O-GlcNAcylation of Histone Deacetylase 4 Protects the Diabetic Heart from Failure.

BACKGROUND: World-wide, diabetes and heart failure represent frequent comorbidities with high socioeconomic impact and steadily growing incidence, calling for a better understanding of how diabetic metabolism promotes cardiac dysfunction. Paradoxically, some glucose-lowering drugs have been shown to worsen heart failure, raising the question of how glucose mediates protective versus detrimental cardiac signaling. Here, we identified a histone deacetylase 4 (HDAC4) subdomain as a molecular checkpoint of adaptive and maladaptive signaling in the diabetic heart.

METHODS: A conditional HDAC4 allele was used to delete HDAC4 specifically in cardiomyocytes (HDAC4-KO). Mice were subjected to diabetes either by streptozotocin injections (STZ; type 1 diabetes model) or by crossing into mice carrying a leptin receptor mutation (db/db; type 2 diabetes model) and monitored for remodeling and cardiac function. Effects of glucose and the posttranslational modification (PTM) by β-linked N-acetylglucosamine (O-GlcNAc) on HDAC4 were investigated in vivo and in vitro by biochemical and cellular assays.

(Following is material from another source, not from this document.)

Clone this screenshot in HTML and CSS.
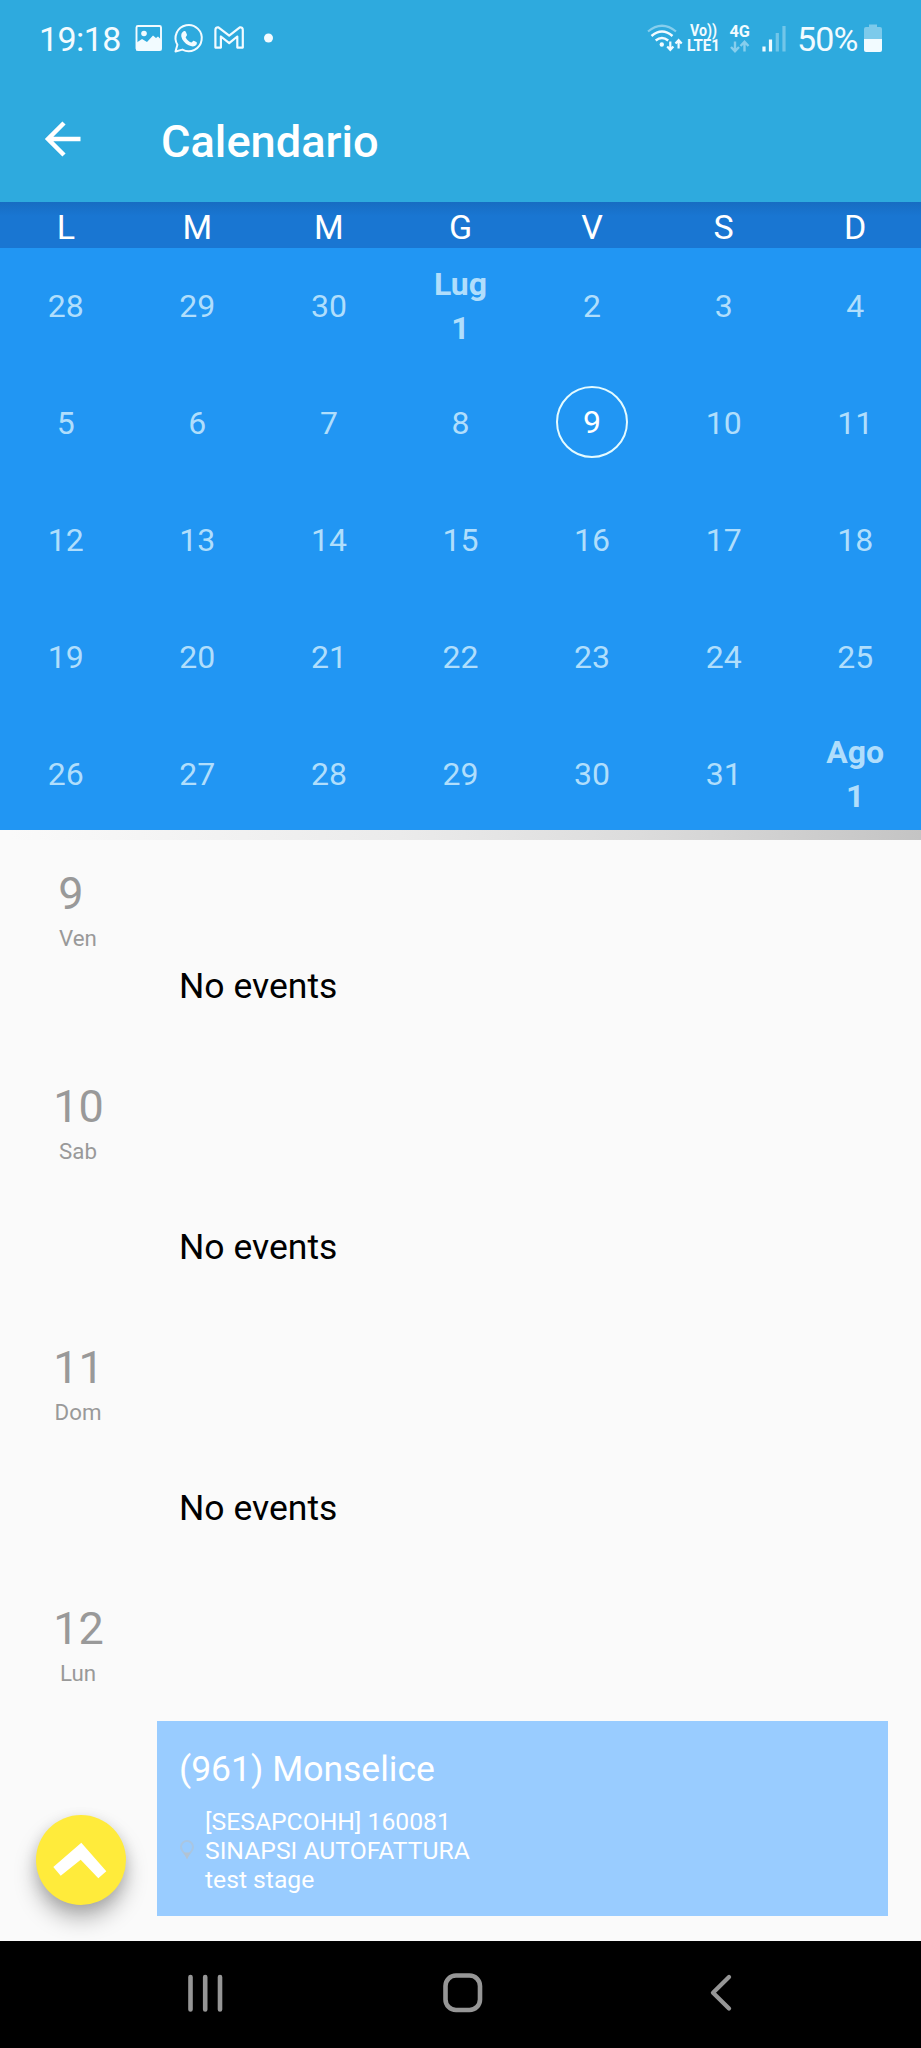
FILE: index.html
```html
<!DOCTYPE html>
<html lang="it">
<head>
<meta charset="utf-8">
<title>Calendario</title>
<link rel="stylesheet" href="styles.css">
</head>
<body>
<div class="screen">
  <header class="top">
    <div class="status">
      <span class="clock">19:18</span>
      <svg class="status-icons" width="145" height="78" viewBox="132 0 145 78" fill="none" stroke="#f2fbff">
        <rect x="136.500" y="26" width="24.500" height="24" rx="1.500" stroke-width="1.900"/>
        <circle cx="144" cy="33.500" r="2.800" fill="#f2fbff" stroke="none"/>
        <path d="M136 43l6-4 5 3 6-6.500 3 2.500 2-1.500 3.500 3.500v10.500h-25.500z" fill="#f2fbff" stroke="none"/>
        <path d="M175.500 51.500l1.900-6.700a13.100 13.100 0 1 1 5 4.800z" stroke-width="2" stroke-linejoin="round"/>
        <path d="M183.600 31.300c.9-.6 1.900-.3 2.300.6l1.100 2.800c.2.700-1.500 2.300-1.300 2.800 1.200 2.400 3.100 4.100 5.500 5.100.6.200 1.800-2.100 2.500-1.800l2.700 1.300c.8.500.5 2.200-.2 3-1.700 1.800-4.500 1.700-7.600.2-3.600-1.800-6.600-5.100-7.300-8.800-.3-2.200.6-4.300 2.300-5.200z" fill="#f2fbff" stroke="none"/>
        <path d="M215.400 47.600V30.200q0-3.200 3-2.900l10.800 8.300 10.600-8.300q3-.3 3 2.900v17.400h-5.500V36.500l-8.100 6.700-8.300-6.700v11.100z" stroke-width="2.200" stroke-linejoin="round"/>
        <circle cx="268.500" cy="38" r="4.500" fill="#f2fbff" stroke="none"/>
      </svg>
      <svg class="signals" width="146" height="78" viewBox="646 0 146 78" fill="none" stroke="#f2fbff">
        <path d="M648 31.500q14-11.500 28 0" stroke-width="2.200" opacity=".45"/>
        <path d="M651.500 36q10.500-9 21 0M655.700 40.500q6.200-5 12.500 0" stroke-width="2.500"/>
        <circle cx="661.800" cy="44.500" r="2.200" fill="#f2fbff" stroke="none"/>
        <path d="M670.300 41.500v8M667.200 46.500l3.100 3.300 3.100-3.300M678.600 48.500v-8M675.500 43.500l3.100-3.300 3.100 3.300" stroke-width="2.200"/>
        <g class="network" fill="#f2fbff" stroke="none">
          <text x="690" y="36" textLength="27" lengthAdjust="spacingAndGlyphs">Vo))</text>
          <text x="687" y="51" textLength="33" lengthAdjust="spacingAndGlyphs">LTE1</text>
          <text x="729.500" y="37" textLength="20.500" lengthAdjust="spacingAndGlyphs">4G</text>
        </g>
        <path d="M735 41.500v9.500M731 47l4 4.300 4-4.300M744.500 51.500V42M740.500 46l4-4.300 4 4.300" stroke-width="2.400" opacity=".45"/>
        <path d="M764 46.500v5M770.500 39.500v12" stroke-width="3.200"/>
        <path d="M777.300 33v18.500M784 26v25.500" stroke-width="3.200" opacity=".35"/>
      </svg>
      <span class="percent">50%</span>
      <svg class="battery" width="20" height="78" viewBox="863 0 20 78">
        <path d="M869 27v-2.500h8V27h3q2 0 2 2v10h-18V29q0-2 2-2z" fill="#f2fbff" opacity=".4"/>
        <path d="M864 39h18v11q0 2-2 2h-14q-2 0-2-2z" fill="#f2fbff"/>
      </svg>
    </div>
    <div class="appbar">
      <svg class="back" width="38" height="38" viewBox="0 0 38 38" fill="none" stroke="#fff" stroke-width="4.500">
        <path d="M36.500 19H4M20 3L4 19l16 16"/>
      </svg>
      <h1 class="title">Calendario</h1>
    </div>
  </header>

  <div class="weekdays"><span>L</span><span>M</span><span>M</span><span>G</span><span>V</span><span>S</span><span>D</span></div>
  <main class="month">
    <span>28</span><span>29</span><span>30</span><b>Lug<br>1</b><span>2</span><span>3</span><span>4</span>
    <span>5</span><span>6</span><span>7</span><span>8</span><span><i class="today">9</i></span><span>10</span><span>11</span>
    <span>12</span><span>13</span><span>14</span><span>15</span><span>16</span><span>17</span><span>18</span>
    <span>19</span><span>20</span><span>21</span><span>22</span><span>23</span><span>24</span><span>25</span>
    <span>26</span><span>27</span><span>28</span><span>29</span><span>30</span><span>31</span><b>Ago<br>1</b>
  </main>
  <div class="shade"></div>

  <section class="agenda">
    <article class="day first">
      <div class="date"><div class="num single">9</div><div class="name">Ven</div></div>
      <div class="event empty">No events</div>
    </article>
    <article class="day">
      <div class="date"><div class="num">10</div><div class="name">Sab</div></div>
      <div class="event empty">No events</div>
    </article>
    <article class="day">
      <div class="date"><div class="num">11</div><div class="name">Dom</div></div>
      <div class="event empty">No events</div>
    </article>
    <article class="day">
      <div class="date"><div class="num">12</div><div class="name">Lun</div></div>
      <div class="event card">
        <div>(961) Monselice</div>
        <div class="place">
          <svg width="16" height="22" viewBox="0 0 16 22" fill="none" stroke="#a9c6e2" stroke-width="2">
            <path d="M8 17C6.500 13.500 2 11.500 2 7a6 6 0 0 1 12 0c0 4.500-4.500 6.500-6 10z"/><path d="M4.500 12.500h7L8 19z" fill="#b3c3d2" stroke="none"/>
          </svg>
          <p>[SESAPCOHH] 160081<br>SINAPSI AUTOFATTURA<br>test stage</p>
        </div>
      </div>
    </article>
    <button class="fab" aria-label="Torna a oggi">
      <svg width="90" height="90" viewBox="0 0 90 90"><path d="M45.300 27.700L70.300 56.300l-8 7L44.700 44.700l-20 16-7.400-8.700z" fill="#fff"/></svg>
    </button>
  </section>

  <nav class="nav">
    <svg width="921" height="107" viewBox="0 1941 921 107" fill="none" stroke="#969696" stroke-linecap="round">
      <path d="M190.500 1977v32.500M205.200 1977v32.500M220 1977v32.500" stroke-width="4.600"/>
      <rect x="445.500" y="1975.500" width="34.500" height="34.500" rx="10.500" stroke-width="4.600"/>
      <path d="M729 1977l-16 15.800 16 15.700" stroke-width="4.300" stroke-linejoin="round"/>
    </svg>
  </nav>
</div>
</body>
</html>
```
FILE: styles.css
```css
* { box-sizing: border-box; }
body { margin: 0; font-family: Roboto, "Liberation Sans", sans-serif; }
.screen { width: 921px; height: 2048px; display: flex; flex-direction: column; background: #fafafa; overflow: hidden; }

.top { height: 202px; flex: none; background: #2eaade; color: #fff; }
.status { height: 78px; display: flex; padding-left: 39px; font-size: 34px; line-height: 79px; color: #f2fbff; }
.clock { width: 93px; white-space: nowrap; letter-spacing: -0.6px; }
.status-icons { flex: none; }
.signals { flex: none; margin-left: 369px; }
.network { font-size: 16.5px; font-weight: 700; }
.percent { width: 71px; padding-left: 5px; letter-spacing: -0.9px; white-space: nowrap; }
.battery { flex: none; }
.appbar { height: 124px; display: flex; padding: 42px 0 0 44px; }
.back { flex: none; }
.title { margin: 0 0 0 79px; font-size: 45.2px; font-weight: 500; line-height: 44px; }

.weekdays { height: 46px; flex: none; display: grid; grid-template-columns: repeat(7, 1fr); padding-top: 5px; background: linear-gradient(#176cc2, #1976d2 14px); color: #fff; font-size: 34px; line-height: 41px; text-align: center; }
.month { height: 582px; flex: none; overflow: hidden; display: grid; grid-template-columns: repeat(7, 1fr); grid-auto-rows: 117px; background: #2196f3; color: #b0defc; font-size: 32px; line-height: 43.6px; text-align: center; }
.month > * { display: flex; align-items: center; justify-content: center; }
.month b { font-weight: 700; }
.today { width: 72px; height: 72px; margin-bottom: 4px; border: 2px solid #e4fbff; border-radius: 50%; color: #fff; font-style: normal; line-height: 68px; }
.shade { height: 10px; flex: none; background: linear-gradient(90deg, #fafafa 10px, #ebebeb 400px, #dcdcdc 640px, #c4c4c4); }

.agenda { position: relative; height: 1101px; flex: none; overflow: hidden; padding-top: 26.6px; }
.day { height: 261.2px; display: flex; }
.day.first { height: 213.4px; }
.date { width: 157px; flex: none; color: #999; text-align: center; }
.num { font-size: 45px; line-height: 53px; }
.num.single { padding-right: 15px; }
.name { margin-top: 4px; padding-right: 1px; font-size: 22.3px; line-height: 28px; }
.event { width: 731px; margin-top: 119px; padding: 22px 22px 0; font-size: 35.5px; line-height: 53px; }
.first .event { margin-top: 71px; }
.empty { color: #000; }
.card { height: 195px; flex: none; background: #9cf; color: #fff; }
.place { display: flex; align-items: center; gap: 10px; margin-top: 10.5px; font-size: 24.7px; line-height: 29.2px; }
.place p { margin: 0; }
.fab { position: absolute; left: 36px; top: 974.5px; width: 90px; height: 90px; padding: 0; border: 0; border-radius: 50%; background: #ffeb3b; box-shadow: 0 14px 22px rgba(0,0,0,.27), 0 4px 14px rgba(0,0,0,.12); }
.fab svg { display: block; }

.nav { height: 107px; flex: none; background: #000; }
.nav svg { display: block; }
```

RESULTS: We show that the cardio-protective N-terminal proteolytic fragment of HDAC4 (HDAC4-NT) is enhanced in vivo in diabetic patients and mouse models, as well as in vitro under high-glucose and high-O-GlcNAc conditions. HDAC4-KO mice develop heart failure in models of type 1 and type 2 diabetes whereas wild-type mice do not develop clear signs of heart failure, indicating that HDAC4 protects the diabetic heart. Re-expression of HDAC4-NT prevents HDAC4-dependent diabetic cardiomyopathy. Mechanistically, the PTM of HDAC4 at Ser-642 by O-GlcNAcylation is an essential step for HDAC4-NT production, which was attenuated by CaMKII-mediated phosphorylation at Ser-632. Preventing O-GlcNAcylation at Ser-642 did not only entirely preclude HDAC4-NT production but also promoted CaMKII-mediated phosphorylation at Ser-632, pointing to a mutual PTM crosstalk of (cardio-detrimental) phosphorylation at Ser-632 and (cardio-protective) O-GlcNAcylation at Ser-642.

CONCLUSIONS: In this study, we found that O-GlcNAcylation of HDAC4 at Ser-642 is cardio-protective in diabetes and counteracts pathological CaMKII signaling. We introduce a molecular model explaining how diabetic metabolism possesses important cardio-protective features besides its known detrimental effects. A deeper understanding of the here-described PTM crosstalk may lay the ground for the development of specific therapeutic concepts to treat heart failure in the context of diabetes.